Clear-text passwords being passed across the network is a definite risk. The vulnerabilities could be mitigated by increasing the level of security on the FTP server and by using more secure programs. For example, if the FTP server were part of Windows IIS, domain-based or other authentication could be implemented. Or perhaps a different type of FTP server could be used, such as Pure-FTPd. And secure FTP client programs could be used as well. Instead of using the Command Prompt or a browser to make FTP connections, the FileZilla or WS_FTP programs could be used.


Note

tcpdump is a Unix/Linux-based packet analyzer that runs in the command-line. It can be used for intercepting and displaying the communications of other systems, so it is often used by security techs and attackers alike. The Windows port for this is WinDump, another program that is reliant on WinPcap.


SNMP

The Simple Network Management Protocol (SNMP) is a TCP/IP protocol that aids in monitoring network-attached devices and computers. It’s usually incorporated as part of a network management system, such as Windows SCCM/SCOM, or free SNMP-based monitoring software. A typical scenario that uses SNMP can be broken down into three components:

Image Managed devices: Computers or other network-attached devices monitored through the use of agents by a network management system.

Image Agent: Software deployed by the network management system that is loaded on managed devices. The software redirects the information that the NMS needs to monitor the remote managed devices.

Image Network management system (NMS): The software run on one or more servers that controls the monitoring of network-attached devices and computers.

So, if the IT director asked you to install agents on several computers and network printers, and monitor them from a server, this would be an example of SNMP and the use of a network management system.

SNMP uses ports 161 and 162. SNMP agents receive requests on port 161; these requests come from the network management system or simply “manager.” The manager receives notifications on port 162.

Because applications that use SNMP versions 1 and 2 are less secure, they should be replaced by software that supports SNMP version 3, as of the writing of this book, or whatever the latest version is. SNMPv3 provides confidentiality through the use of encrypted packets that prevent snooping and provide additional message integrity and authentication.
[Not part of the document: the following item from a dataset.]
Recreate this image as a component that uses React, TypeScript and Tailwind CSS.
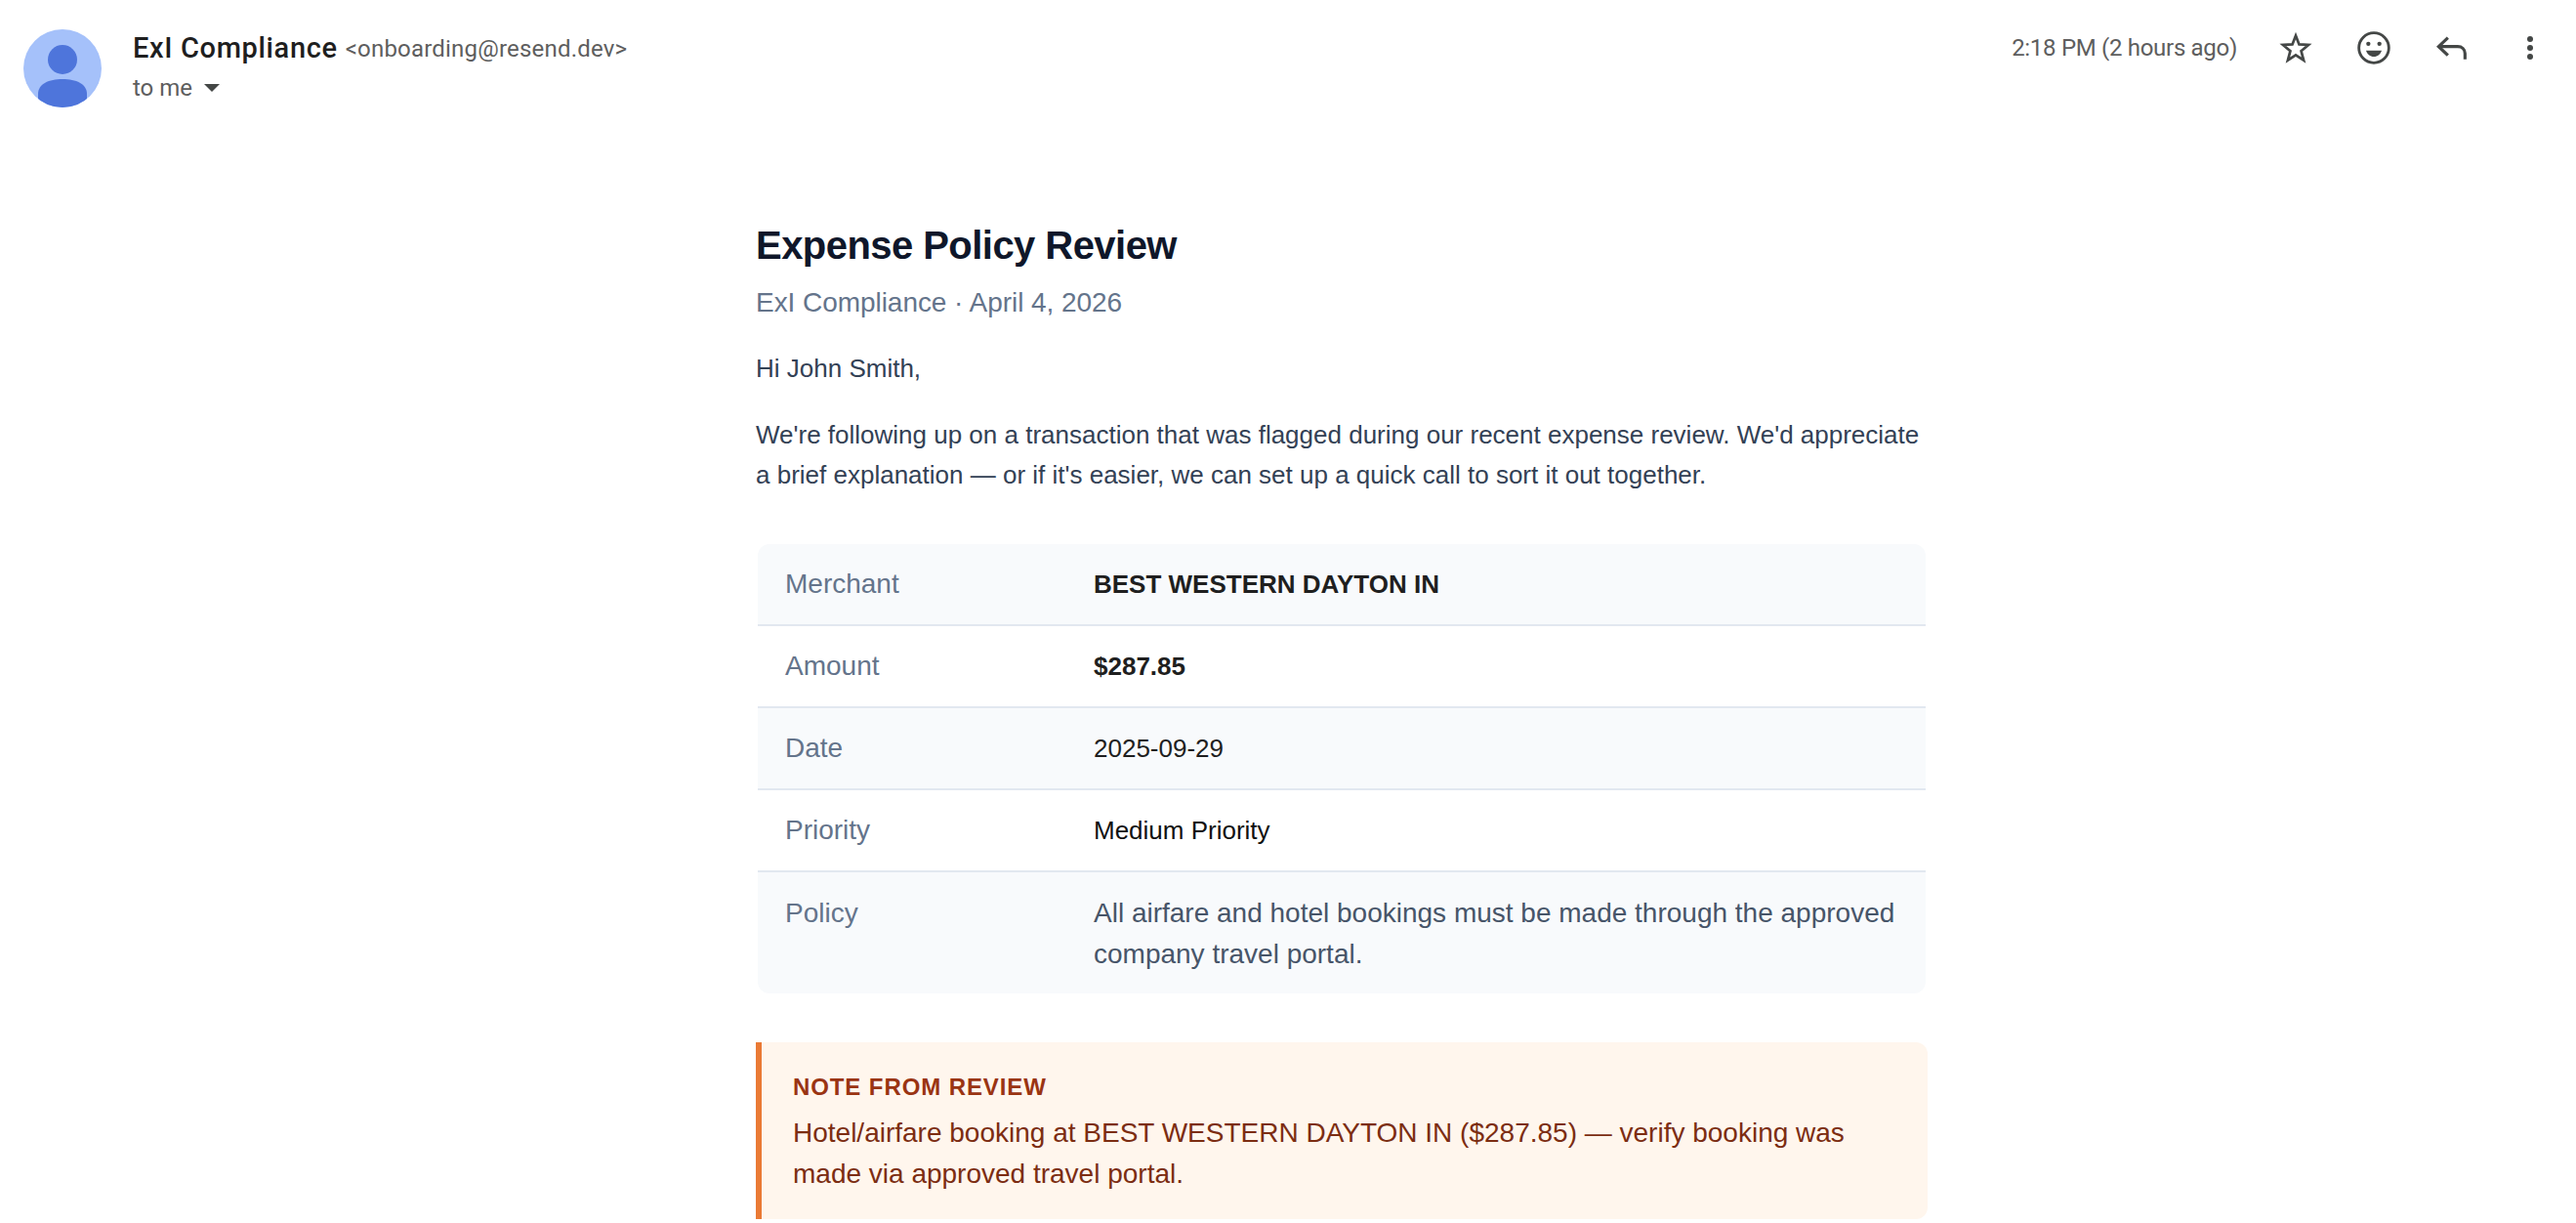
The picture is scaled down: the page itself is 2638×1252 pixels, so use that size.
const rows = [
  { label: "Merchant", value: "BEST WESTERN DAYTON IN", valueClass: "text-[26px] font-bold text-[#1f1f1f]", bg: "bg-[#f8fafc]" },
  { label: "Amount", value: "$287.85", valueClass: "text-[26px] font-bold text-[#1f1f1f]", bg: "bg-white" },
  { label: "Date", value: "2025-09-29", valueClass: "text-[26px] text-[#1f1f1f]", bg: "bg-[#f8fafc]" },
  { label: "Priority", value: "Medium Priority", valueClass: "text-[26px] text-[#111]", bg: "bg-white" },
];

function Avatar() {
  return (
    <svg width="80" height="80" viewBox="0 0 80 80" className="shrink-0">
      <defs>
        <clipPath id="avatar-clip">
          <circle cx="40" cy="40" r="40" />
        </clipPath>
      </defs>
      <circle cx="40" cy="40" r="40" fill="#a5c1fa" />
      <g clipPath="url(#avatar-clip)" fill="#4e75db">
        <ellipse cx="40" cy="31" rx="15" ry="15" />
        <path d="M15 80V66c0-10 11-15 25-15s25 5 25 15v14z" />
      </g>
    </svg>
  );
}

function IconButton({ children }: { children: React.ReactNode }) {
  return <button className="flex h-20 w-20 items-center justify-center text-[#444746]">{children}</button>;
}

export default function App() {
  return (
    <div className="h-[1252px] w-full overflow-hidden bg-white font-['Liberation_Sans',sans-serif]">
      <header className="flex h-[112px] items-start justify-between pl-6 pr-[7px] pt-[30px] font-['Roboto',sans-serif]">
        <div className="flex gap-8">
          <Avatar />
          <div className="flex flex-col">
            <div className="flex h-10 items-center">
              <span className="text-[29px] font-medium tracking-[0.65px] text-[#1f1f1f]">ExI Compliance</span>
              <span className="ml-2 text-[24px] tracking-[0.2px] text-[#5e5e5e]">&lt;onboarding@resend.dev&gt;</span>
            </div>
            <div className="flex h-10 items-center gap-3 text-[24px] text-[#5e5e5e]">
              to me
              <svg width="16" height="8" viewBox="0 0 16 8" fill="#444746">
                <path d="M0 0h16L8 8z" />
              </svg>
            </div>
          </div>
        </div>
        <div className="-mt-[21px] flex items-center">
          <span className="mr-5 text-[24px] tracking-[-0.3px] text-[#5e5e5e]">2:18 PM (2 hours ago)</span>
          <IconButton>
            <svg width="36" height="36" viewBox="0 0 24 24" fill="none" stroke="currentColor" strokeWidth="1.8" strokeLinejoin="miter">
              <path d="M12 3.6l2.3 6 6.4.4-5 4.1 1.7 6.3-5.4-3.5-5.4 3.5 1.7-6.3-5-4.1 6.4-.4z" />
            </svg>
          </IconButton>
          <IconButton>
            <svg width="40" height="40" viewBox="0 0 24 24" fill="none" stroke="currentColor" strokeWidth="1.7">
              <circle cx="12" cy="12" r="9.2" />
              <circle cx="8.6" cy="9.5" r="1.3" fill="currentColor" stroke="none" />
              <circle cx="15.4" cy="9.5" r="1.3" fill="currentColor" stroke="none" />
              <path d="M7.2 13.6h9.6c-.6 2.2-2.5 3.8-4.8 3.8s-4.2-1.6-4.8-3.8z" fill="currentColor" stroke="none" />
            </svg>
          </IconButton>
          <IconButton>
            <svg width="40" height="40" viewBox="0 0 24 24" fill="none" stroke="currentColor" strokeWidth="1.9">
              <path d="M9.5 5.8L3.8 11.2l5.7 5.4" />
              <path d="M4 11.2h11.5c2.6 0 4.5 1.6 4.5 4.3v3.6" />
            </svg>
          </IconButton>
          <IconButton>
            <svg width="40" height="40" viewBox="0 0 24 24" fill="currentColor">
              <circle cx="12" cy="6.6" r="1.8" />
              <circle cx="12" cy="12" r="1.8" />
              <circle cx="12" cy="17.4" r="1.8" />
            </svg>
          </IconButton>
        </div>
      </header>

      <main className="ml-[774px] w-[1200px] pt-[114px]">
        <h1 className="text-[40px] font-bold leading-[50px] tracking-[-0.55px] text-[#0f172a]">Expense Policy Review</h1>
        <p className="mt-[13px] text-[28px] leading-[42px] tracking-[-0.05px] text-[#64748b]">ExI Compliance · April 4, 2026</p>
        <p className="mt-[25px] text-[26px] leading-[42px] text-[#334155]">Hi John Smith,</p>
        <p className="mt-[27px] text-[26px] leading-[41px] text-[#334155]">
          We're following up on a transaction that was flagged during our recent expense review. We'd appreciate a brief
          explanation — or if it's easier, we can set up a quick call to sort it out together.
        </p>

        <div className="ml-[2px] mt-[50px] w-[1196px] overflow-hidden rounded-xl">
          {rows.map((row) => (
            <div key={row.label} className={`flex h-[84px] items-center border-b-2 border-[#e2e8f0] ${row.bg}`}>
              <div className="w-[344px] shrink-0 pl-[28px] text-[28px] text-[#64748b]">{row.label}</div>
              <div className={row.valueClass}>{row.value}</div>
            </div>
          ))}
          <div className="flex h-[124px] items-start bg-[#f8fafc] pt-[21px]">
            <div className="w-[344px] shrink-0 pl-[28px] text-[28px] leading-[42px] text-[#64748b]">Policy</div>
            <div className="w-[832px] text-[28px] leading-[42px] text-[#475569]">
              All airfare and hotel bookings must be made through the approved company travel portal.
            </div>
          </div>
        </div>

        <div className="mt-[50px] h-[181px] w-[1200px] rounded-xl rounded-l-none border-l-[6px] border-[#ea7a35] bg-[#fff6ed] pl-[32px] pt-[31px]">
          <div className="text-[24px] font-bold leading-[30px] tracking-[0.9px] text-[#9a3412]">NOTE FROM REVIEW</div>
          <p className="mt-[11px] w-[1120px] text-[28px] leading-[42px] text-[#7c2d12]">
            Hotel/airfare booking at BEST WESTERN DAYTON IN ($287.85) — verify booking was made via approved travel portal.
          </p>
        </div>
      </main>
    </div>
  );
}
However, there are vulnerabilities, such as power distribution units (PDUs) monitored by SNMP that use weak symmetric algorithms like CBC-DES. Packet analyzers and other third-party programs can be used to analyze SNMP devices, their packets, and any potential vulnerabilities.

Historically, SNMP-based monitoring and management tools have been in-band, meaning that the admin connects locally through the main company network itself. In-band management is very common. However, an admin might find the need to take an alternate path to manage network devices. In this case, the admin requires out-of-band management. This is common for devices that do not have a direct network connection, such as UPSs, PBX systems, and environmental controls. More importantly, in a mission-critical network, SNMP-based in-band management tools are not enough, because if the main LAN fails, then there is no path to manage the devices. That’s when out-of-band management becomes crucial. Out-of-band tools that are based on RS-232 access, or even an entirely separate LAN, are required if the main network fails. The key here is that an access switch of some kind that is independent from the main (in-band) network is available to the managed devices. The decision of whether to use in-band or out-of-band management (or both) should be weighed carefully. Remember that every additional system or network increases the security risk, and needs to be protected appropriately—on a physical and a logical level. Then, this needs to be balanced against the level of criticality of your systems.

Analytical Tools

In this book, we try to distinguish between monitoring, auditing, vulnerability assessment, and forensics, but from a hands-on point of view, they are all quite similar. Many analytical tools can be used for multiple security purposes. This section discusses a few more tools that are more fine-tuned for monitoring, but that doesn’t mean that they can’t be used for other security purposes; and there are plenty of other tools not mentioned here that can also be used for monitoring.

You will probably want to monitor open sessions and files. In Windows, any files and shares that are being accessed by remote computers can be monitored within Computer Management (Run > compmgmt.msc). Inside Computer Management, navigate to System Tools > Shared Folders. From there you can see what shares and open files are being accessed, and what network sessions are open to that computer.


Note

On some versions of Windows the Performance Monitor utility (discussed previously) can also be found within Computer Management.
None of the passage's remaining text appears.